Instructions to follow
Look through the data below and report how many lines include "Convert". Only the number should be given.

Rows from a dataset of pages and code
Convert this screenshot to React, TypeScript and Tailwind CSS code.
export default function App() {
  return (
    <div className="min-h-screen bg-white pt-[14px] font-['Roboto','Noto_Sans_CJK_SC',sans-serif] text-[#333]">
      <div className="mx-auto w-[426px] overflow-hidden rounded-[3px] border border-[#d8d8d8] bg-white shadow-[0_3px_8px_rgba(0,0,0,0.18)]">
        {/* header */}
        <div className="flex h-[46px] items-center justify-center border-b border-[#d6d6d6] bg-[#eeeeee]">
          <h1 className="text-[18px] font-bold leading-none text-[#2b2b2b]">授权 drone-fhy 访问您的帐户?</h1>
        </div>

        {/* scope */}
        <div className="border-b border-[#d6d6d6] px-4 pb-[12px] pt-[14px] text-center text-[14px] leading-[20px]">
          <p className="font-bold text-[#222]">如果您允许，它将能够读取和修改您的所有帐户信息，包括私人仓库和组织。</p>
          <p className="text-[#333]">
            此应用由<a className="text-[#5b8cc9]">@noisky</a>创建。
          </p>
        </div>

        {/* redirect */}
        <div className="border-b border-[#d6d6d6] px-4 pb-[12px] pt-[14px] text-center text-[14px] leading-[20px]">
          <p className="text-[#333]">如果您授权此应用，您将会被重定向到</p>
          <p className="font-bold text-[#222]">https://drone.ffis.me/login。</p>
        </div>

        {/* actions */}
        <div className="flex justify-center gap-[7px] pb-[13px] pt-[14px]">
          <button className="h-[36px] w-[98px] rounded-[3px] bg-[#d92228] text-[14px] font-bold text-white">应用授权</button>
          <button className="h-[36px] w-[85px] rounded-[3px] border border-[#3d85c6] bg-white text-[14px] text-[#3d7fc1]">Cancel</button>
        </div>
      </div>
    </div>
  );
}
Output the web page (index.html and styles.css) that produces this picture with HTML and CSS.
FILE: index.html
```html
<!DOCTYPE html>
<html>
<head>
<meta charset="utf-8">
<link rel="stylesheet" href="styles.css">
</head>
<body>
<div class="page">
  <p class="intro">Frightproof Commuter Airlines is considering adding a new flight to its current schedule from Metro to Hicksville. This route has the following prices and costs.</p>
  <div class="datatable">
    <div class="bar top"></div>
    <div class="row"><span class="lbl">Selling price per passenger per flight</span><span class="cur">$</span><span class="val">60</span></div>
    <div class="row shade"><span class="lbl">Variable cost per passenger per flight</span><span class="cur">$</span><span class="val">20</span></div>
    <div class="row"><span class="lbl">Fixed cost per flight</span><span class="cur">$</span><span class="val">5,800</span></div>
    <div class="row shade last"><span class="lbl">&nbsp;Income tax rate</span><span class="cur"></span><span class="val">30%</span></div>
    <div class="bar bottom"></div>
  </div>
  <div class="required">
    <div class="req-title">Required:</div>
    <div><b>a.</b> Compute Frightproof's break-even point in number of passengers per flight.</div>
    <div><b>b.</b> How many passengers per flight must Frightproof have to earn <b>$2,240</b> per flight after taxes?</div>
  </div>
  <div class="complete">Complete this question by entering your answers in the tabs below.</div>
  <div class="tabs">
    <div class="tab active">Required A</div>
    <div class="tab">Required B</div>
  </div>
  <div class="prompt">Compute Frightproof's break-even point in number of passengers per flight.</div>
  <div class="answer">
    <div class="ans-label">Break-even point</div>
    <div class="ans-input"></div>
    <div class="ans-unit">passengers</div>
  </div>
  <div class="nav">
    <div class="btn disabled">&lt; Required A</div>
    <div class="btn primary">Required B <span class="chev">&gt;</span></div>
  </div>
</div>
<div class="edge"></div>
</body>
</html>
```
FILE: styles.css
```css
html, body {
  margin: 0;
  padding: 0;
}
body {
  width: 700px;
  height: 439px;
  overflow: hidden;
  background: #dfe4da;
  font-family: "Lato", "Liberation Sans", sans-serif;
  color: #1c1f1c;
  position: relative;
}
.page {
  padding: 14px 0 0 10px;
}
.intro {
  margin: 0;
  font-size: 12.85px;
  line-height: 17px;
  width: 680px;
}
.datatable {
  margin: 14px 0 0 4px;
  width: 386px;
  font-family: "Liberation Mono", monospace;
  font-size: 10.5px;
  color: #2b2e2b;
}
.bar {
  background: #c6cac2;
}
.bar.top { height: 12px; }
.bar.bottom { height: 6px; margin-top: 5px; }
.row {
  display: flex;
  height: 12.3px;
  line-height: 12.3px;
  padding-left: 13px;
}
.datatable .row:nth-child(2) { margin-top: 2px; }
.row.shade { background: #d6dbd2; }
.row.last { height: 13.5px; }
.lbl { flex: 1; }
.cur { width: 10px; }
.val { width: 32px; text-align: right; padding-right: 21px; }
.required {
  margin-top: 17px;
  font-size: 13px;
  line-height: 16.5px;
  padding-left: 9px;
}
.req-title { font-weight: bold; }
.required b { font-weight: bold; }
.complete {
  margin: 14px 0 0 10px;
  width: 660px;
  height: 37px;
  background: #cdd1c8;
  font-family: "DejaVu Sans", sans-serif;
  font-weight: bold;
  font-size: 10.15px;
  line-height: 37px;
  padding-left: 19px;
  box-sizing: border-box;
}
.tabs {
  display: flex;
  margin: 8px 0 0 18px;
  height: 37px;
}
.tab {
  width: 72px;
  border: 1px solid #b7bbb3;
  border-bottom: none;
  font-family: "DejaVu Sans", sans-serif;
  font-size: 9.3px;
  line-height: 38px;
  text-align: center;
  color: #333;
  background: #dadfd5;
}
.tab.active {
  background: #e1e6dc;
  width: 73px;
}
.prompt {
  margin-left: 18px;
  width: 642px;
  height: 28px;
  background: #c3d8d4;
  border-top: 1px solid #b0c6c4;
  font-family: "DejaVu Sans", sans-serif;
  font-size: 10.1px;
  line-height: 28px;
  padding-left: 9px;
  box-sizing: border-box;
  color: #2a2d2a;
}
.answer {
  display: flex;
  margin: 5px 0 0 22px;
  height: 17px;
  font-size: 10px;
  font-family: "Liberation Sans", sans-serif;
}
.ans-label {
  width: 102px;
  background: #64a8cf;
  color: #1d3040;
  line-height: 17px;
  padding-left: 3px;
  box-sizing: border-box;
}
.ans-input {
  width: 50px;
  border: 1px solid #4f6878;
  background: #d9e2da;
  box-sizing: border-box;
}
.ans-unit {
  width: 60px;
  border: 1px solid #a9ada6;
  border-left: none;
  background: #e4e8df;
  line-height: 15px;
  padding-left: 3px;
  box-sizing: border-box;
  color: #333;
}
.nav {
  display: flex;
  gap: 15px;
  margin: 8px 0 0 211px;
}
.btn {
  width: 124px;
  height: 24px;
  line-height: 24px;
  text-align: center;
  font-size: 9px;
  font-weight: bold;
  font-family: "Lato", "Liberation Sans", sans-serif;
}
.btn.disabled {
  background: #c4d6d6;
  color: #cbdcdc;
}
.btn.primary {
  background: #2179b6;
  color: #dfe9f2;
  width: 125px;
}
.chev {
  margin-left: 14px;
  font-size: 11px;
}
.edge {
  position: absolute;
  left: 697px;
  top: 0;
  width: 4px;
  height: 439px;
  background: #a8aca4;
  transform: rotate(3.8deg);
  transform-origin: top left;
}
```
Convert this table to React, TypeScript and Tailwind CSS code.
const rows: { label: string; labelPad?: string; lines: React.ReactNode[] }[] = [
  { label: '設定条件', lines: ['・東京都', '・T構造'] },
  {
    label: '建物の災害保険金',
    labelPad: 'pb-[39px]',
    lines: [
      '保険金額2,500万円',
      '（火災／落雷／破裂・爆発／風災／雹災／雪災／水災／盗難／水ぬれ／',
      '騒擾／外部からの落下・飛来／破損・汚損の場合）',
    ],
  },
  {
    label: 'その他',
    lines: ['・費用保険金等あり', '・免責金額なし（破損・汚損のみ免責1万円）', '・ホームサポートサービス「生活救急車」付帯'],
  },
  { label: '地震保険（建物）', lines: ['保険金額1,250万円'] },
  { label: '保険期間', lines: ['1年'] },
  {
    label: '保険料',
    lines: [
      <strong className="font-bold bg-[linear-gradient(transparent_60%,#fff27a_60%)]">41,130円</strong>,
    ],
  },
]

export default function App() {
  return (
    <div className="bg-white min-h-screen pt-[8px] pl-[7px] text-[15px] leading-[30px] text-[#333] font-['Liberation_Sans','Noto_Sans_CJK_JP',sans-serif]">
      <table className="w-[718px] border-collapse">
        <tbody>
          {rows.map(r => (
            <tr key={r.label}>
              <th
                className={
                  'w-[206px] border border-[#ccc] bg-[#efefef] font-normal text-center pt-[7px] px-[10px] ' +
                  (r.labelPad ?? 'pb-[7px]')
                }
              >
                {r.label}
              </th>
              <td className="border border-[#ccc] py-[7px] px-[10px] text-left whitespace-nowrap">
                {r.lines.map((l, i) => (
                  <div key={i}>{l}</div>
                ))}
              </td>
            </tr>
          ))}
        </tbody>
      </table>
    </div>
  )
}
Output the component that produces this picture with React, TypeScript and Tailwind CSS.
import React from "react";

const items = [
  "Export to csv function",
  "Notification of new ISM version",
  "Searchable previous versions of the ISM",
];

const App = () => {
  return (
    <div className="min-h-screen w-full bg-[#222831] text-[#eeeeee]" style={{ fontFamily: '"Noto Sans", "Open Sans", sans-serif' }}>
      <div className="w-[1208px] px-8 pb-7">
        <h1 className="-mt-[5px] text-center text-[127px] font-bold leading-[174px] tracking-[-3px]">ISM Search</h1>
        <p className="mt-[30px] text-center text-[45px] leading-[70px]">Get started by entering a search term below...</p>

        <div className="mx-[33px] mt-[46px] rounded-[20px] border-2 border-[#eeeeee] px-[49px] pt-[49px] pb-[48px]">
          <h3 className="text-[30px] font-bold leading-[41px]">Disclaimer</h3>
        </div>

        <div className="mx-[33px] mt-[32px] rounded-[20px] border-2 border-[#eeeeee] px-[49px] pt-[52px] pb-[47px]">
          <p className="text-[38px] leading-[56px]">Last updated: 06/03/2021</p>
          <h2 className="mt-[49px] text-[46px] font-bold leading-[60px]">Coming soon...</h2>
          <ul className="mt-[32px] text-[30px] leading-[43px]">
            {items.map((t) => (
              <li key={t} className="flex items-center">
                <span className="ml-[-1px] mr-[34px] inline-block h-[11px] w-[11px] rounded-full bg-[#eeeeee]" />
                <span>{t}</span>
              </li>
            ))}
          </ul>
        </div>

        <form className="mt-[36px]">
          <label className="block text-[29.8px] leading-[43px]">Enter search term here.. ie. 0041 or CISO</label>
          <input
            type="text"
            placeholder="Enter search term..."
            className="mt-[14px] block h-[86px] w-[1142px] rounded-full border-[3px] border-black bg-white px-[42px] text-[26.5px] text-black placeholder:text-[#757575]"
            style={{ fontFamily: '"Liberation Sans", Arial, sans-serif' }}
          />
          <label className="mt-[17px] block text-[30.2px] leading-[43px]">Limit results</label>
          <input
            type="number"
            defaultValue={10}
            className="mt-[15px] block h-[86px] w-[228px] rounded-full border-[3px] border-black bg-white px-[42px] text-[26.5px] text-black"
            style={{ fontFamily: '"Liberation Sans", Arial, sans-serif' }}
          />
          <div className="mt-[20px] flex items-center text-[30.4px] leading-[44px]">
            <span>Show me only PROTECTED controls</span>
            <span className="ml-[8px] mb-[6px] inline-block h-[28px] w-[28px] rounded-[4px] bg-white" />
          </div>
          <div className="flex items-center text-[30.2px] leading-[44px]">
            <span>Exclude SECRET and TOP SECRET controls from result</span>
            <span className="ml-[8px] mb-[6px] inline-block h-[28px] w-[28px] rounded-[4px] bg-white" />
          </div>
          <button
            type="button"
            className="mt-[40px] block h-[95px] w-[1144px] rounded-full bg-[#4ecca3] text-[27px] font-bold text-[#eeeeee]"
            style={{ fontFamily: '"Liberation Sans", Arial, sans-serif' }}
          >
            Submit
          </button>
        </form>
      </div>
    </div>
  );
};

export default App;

Final result
2